[Code that builds pages]
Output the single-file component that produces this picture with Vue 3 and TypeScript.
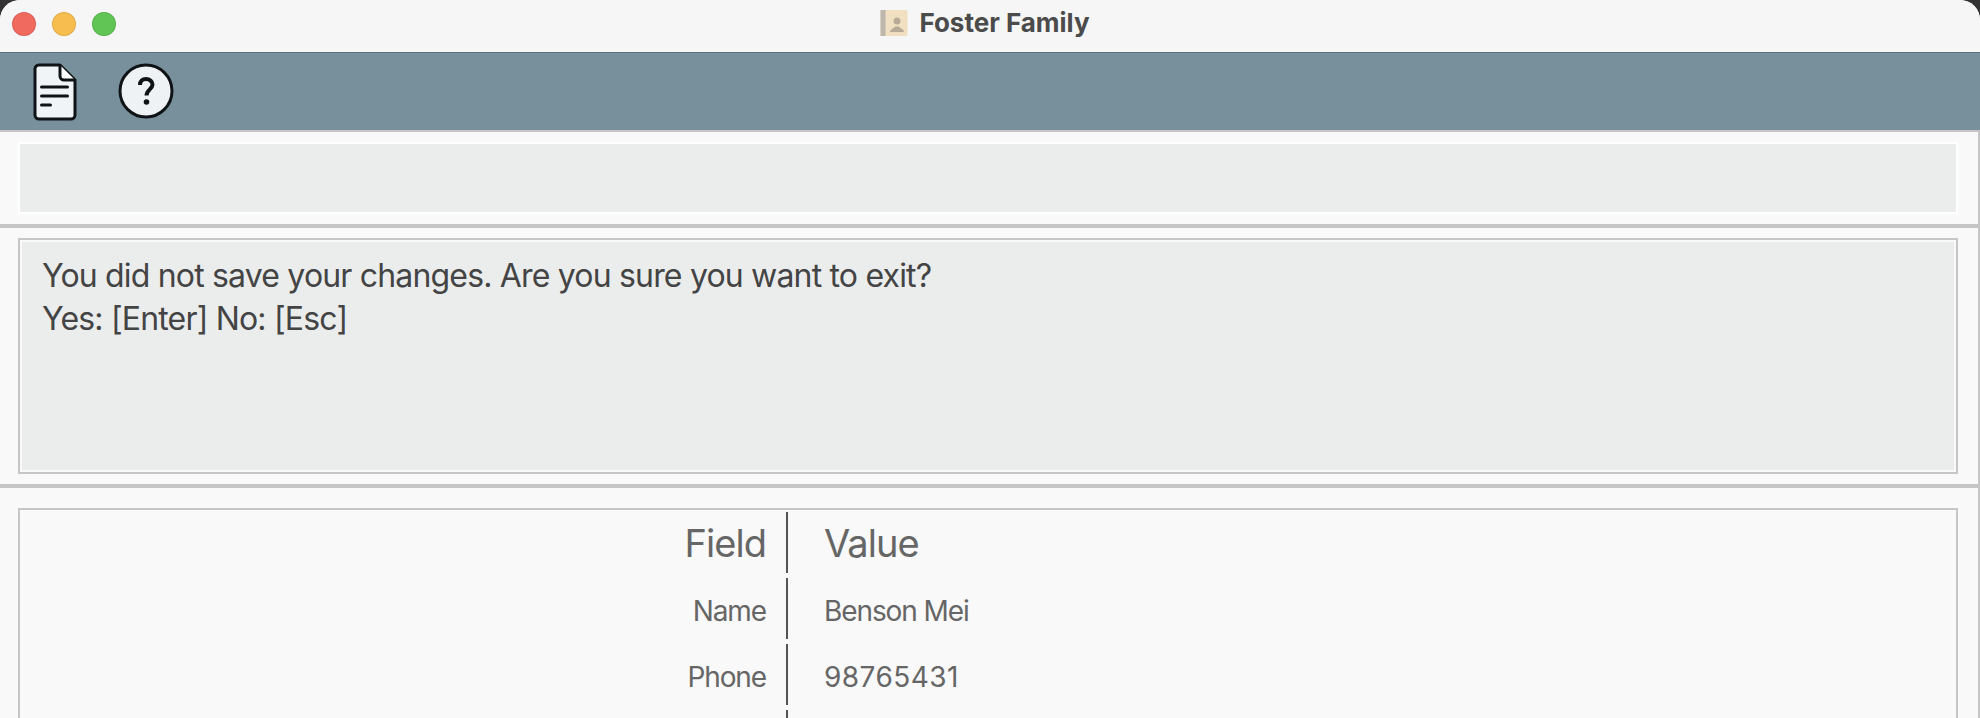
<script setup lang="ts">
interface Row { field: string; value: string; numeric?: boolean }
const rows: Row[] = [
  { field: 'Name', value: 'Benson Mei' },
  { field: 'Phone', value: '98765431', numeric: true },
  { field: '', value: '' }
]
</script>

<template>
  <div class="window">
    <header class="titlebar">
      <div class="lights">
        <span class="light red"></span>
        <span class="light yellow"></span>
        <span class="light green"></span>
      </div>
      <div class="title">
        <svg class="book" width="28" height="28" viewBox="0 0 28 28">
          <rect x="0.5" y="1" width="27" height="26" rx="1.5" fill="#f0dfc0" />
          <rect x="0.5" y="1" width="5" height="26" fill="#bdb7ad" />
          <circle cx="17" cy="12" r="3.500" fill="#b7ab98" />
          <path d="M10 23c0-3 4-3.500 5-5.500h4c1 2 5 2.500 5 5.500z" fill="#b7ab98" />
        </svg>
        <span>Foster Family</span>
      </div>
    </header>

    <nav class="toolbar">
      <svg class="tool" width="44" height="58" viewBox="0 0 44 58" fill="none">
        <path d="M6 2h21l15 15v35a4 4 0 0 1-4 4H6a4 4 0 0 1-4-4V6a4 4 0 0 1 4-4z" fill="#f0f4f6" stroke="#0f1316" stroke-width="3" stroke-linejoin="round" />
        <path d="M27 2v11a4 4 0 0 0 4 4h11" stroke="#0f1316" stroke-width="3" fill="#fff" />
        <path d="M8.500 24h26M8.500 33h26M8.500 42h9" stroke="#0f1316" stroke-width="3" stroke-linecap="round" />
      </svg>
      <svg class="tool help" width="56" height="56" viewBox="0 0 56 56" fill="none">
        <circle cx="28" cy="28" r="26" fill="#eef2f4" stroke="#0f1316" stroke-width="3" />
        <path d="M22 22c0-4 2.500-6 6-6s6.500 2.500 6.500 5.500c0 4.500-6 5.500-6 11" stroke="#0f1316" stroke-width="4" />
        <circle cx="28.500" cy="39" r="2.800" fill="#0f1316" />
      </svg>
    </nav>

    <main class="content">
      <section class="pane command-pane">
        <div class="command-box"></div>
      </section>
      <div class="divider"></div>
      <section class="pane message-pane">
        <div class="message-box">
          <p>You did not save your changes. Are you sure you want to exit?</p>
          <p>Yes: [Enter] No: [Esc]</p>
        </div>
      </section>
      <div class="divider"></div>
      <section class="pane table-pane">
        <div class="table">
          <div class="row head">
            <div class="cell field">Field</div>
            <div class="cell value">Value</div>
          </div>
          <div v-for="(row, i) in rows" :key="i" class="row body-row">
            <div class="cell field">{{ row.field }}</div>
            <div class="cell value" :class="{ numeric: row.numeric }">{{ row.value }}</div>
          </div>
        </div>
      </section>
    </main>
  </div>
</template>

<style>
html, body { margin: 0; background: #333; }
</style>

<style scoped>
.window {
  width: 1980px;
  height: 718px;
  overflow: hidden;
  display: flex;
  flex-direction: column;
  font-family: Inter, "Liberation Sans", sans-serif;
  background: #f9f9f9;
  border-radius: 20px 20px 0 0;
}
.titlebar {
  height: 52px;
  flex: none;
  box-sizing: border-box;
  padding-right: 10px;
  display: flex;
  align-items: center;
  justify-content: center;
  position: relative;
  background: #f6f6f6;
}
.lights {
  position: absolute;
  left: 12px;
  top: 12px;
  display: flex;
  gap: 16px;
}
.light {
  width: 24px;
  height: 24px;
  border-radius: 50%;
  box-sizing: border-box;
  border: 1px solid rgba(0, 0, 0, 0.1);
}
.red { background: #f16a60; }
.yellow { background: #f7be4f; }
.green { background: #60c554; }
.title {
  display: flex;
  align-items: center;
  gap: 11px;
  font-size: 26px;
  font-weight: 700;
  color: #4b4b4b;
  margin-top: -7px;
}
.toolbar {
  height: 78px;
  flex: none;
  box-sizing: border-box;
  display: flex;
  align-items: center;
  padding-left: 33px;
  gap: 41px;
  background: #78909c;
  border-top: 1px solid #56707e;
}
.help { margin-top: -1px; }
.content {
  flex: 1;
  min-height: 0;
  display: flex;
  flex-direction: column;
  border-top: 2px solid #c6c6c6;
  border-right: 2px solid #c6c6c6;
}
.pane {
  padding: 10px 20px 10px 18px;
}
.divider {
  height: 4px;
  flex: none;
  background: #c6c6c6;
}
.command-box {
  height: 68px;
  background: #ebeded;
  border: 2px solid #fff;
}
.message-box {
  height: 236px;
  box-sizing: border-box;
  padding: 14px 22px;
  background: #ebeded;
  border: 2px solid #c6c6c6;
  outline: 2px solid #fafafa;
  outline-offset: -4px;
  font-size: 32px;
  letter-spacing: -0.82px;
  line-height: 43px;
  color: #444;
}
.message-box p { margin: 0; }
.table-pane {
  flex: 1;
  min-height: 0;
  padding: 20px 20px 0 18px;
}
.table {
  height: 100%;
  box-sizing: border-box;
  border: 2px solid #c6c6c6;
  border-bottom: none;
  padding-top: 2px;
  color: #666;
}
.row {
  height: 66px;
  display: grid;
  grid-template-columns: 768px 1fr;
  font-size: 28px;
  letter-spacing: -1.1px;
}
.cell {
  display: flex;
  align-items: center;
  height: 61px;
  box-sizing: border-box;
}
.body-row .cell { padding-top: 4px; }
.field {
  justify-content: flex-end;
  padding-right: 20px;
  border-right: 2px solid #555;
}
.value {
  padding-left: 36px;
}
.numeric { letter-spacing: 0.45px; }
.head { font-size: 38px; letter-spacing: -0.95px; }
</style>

* * *

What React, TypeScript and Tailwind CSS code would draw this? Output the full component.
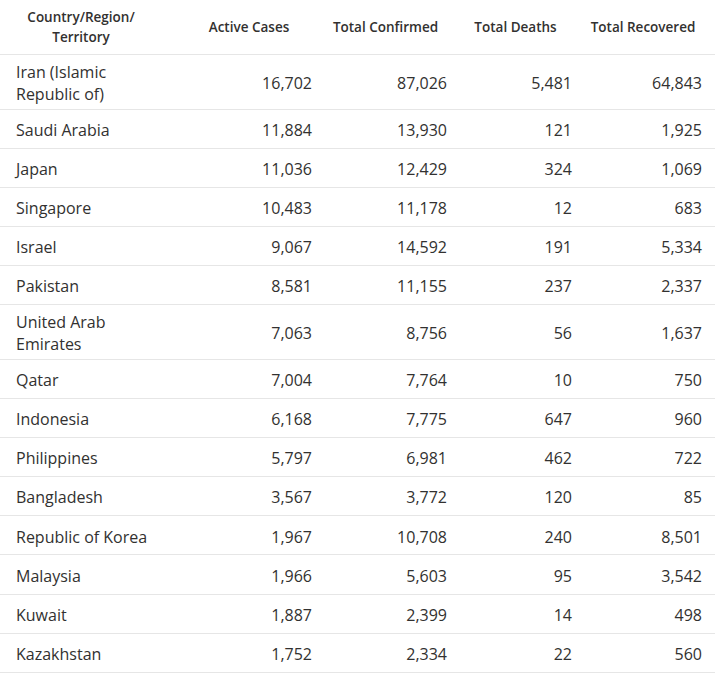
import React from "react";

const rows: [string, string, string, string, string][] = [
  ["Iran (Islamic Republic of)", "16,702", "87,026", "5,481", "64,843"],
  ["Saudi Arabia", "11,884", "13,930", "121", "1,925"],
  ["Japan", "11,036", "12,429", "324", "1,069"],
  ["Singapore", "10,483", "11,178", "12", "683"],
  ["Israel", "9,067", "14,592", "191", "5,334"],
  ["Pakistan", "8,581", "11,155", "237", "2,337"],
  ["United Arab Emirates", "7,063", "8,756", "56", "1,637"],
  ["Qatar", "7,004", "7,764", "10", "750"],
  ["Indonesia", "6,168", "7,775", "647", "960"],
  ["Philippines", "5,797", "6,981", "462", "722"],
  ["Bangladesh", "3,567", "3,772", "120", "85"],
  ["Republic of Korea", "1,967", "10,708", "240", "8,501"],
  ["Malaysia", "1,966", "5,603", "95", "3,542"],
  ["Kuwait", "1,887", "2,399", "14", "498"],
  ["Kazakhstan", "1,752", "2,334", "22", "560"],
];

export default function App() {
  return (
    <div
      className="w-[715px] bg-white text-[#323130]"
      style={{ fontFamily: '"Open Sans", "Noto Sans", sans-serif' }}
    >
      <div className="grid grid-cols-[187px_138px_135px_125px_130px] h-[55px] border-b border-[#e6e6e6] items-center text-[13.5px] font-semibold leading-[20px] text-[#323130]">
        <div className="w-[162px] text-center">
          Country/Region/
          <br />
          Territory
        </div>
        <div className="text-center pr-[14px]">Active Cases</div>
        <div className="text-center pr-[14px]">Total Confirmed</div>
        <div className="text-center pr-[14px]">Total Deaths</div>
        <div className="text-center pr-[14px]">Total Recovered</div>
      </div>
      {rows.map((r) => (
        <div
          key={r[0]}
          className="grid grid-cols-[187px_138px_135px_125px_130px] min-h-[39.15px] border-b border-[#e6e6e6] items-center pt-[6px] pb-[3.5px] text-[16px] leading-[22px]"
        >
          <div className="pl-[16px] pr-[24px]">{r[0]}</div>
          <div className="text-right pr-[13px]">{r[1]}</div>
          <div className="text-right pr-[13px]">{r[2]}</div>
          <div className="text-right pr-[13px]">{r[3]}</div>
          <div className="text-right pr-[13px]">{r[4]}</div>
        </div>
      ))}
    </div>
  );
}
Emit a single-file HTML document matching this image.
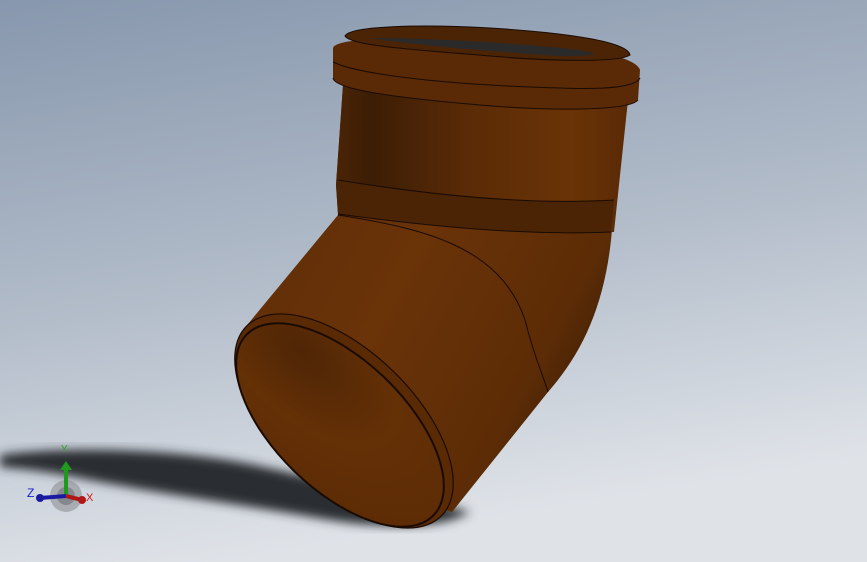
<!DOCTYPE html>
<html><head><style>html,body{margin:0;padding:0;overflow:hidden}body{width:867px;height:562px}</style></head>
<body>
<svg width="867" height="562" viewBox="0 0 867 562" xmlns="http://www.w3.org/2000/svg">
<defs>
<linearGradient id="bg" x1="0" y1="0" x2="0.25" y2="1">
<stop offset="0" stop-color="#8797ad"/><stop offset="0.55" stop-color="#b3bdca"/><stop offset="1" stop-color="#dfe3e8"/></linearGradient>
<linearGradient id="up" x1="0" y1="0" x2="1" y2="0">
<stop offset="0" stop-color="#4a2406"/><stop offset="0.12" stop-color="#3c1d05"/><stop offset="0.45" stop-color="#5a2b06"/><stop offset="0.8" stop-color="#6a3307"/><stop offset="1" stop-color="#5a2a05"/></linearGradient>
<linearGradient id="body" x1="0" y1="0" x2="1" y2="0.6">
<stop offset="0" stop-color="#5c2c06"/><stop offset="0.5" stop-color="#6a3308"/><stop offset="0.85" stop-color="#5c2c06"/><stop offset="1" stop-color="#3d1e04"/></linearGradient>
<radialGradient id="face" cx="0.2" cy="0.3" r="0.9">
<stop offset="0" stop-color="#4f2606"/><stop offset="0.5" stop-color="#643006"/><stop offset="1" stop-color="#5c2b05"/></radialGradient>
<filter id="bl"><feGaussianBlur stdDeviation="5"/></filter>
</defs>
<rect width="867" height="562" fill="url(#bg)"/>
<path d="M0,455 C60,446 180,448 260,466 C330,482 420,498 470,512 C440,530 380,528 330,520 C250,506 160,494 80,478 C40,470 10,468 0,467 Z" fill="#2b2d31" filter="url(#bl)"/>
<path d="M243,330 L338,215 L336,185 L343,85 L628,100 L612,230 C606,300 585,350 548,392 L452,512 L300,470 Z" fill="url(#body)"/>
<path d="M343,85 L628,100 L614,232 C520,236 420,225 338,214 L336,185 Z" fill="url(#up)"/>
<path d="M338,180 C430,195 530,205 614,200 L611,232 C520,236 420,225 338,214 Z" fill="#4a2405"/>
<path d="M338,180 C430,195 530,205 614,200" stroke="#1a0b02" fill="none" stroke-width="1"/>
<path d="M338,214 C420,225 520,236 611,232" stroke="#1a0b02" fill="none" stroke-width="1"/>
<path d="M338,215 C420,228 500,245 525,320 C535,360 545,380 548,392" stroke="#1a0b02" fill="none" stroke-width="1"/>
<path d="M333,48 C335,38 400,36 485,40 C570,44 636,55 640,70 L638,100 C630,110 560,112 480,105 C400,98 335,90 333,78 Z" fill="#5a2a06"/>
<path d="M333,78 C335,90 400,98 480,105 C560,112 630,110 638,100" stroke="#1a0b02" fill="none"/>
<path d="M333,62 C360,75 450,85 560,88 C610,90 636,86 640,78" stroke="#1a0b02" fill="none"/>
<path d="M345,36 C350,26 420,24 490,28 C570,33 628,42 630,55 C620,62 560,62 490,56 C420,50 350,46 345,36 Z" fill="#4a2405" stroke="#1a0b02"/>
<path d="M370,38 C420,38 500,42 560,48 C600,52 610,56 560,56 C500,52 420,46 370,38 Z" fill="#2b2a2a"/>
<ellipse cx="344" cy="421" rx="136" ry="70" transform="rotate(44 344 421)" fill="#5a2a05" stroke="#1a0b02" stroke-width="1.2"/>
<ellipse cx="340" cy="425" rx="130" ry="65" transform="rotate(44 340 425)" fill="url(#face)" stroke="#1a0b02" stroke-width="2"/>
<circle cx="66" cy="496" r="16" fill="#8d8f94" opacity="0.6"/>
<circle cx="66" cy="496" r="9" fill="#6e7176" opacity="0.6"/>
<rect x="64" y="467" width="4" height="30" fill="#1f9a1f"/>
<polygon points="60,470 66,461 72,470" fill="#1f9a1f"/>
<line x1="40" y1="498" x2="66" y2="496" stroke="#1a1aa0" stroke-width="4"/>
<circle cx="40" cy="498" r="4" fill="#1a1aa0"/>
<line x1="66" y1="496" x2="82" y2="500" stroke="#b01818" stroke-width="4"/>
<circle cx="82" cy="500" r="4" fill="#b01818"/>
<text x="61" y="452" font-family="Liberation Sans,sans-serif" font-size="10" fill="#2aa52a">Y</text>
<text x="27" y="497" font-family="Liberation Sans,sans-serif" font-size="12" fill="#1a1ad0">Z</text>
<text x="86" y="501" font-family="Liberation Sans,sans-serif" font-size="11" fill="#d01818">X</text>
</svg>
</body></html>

▶ [Instructions for the task] Among the entries above, take the lines from the one with "What React, TypeScript" through the one with "import React from" and retype them exactly, leaving out the pictures.

▶ [Right answer]
What React, TypeScript and Tailwind CSS code would draw this? Output the full component.
import React from "react";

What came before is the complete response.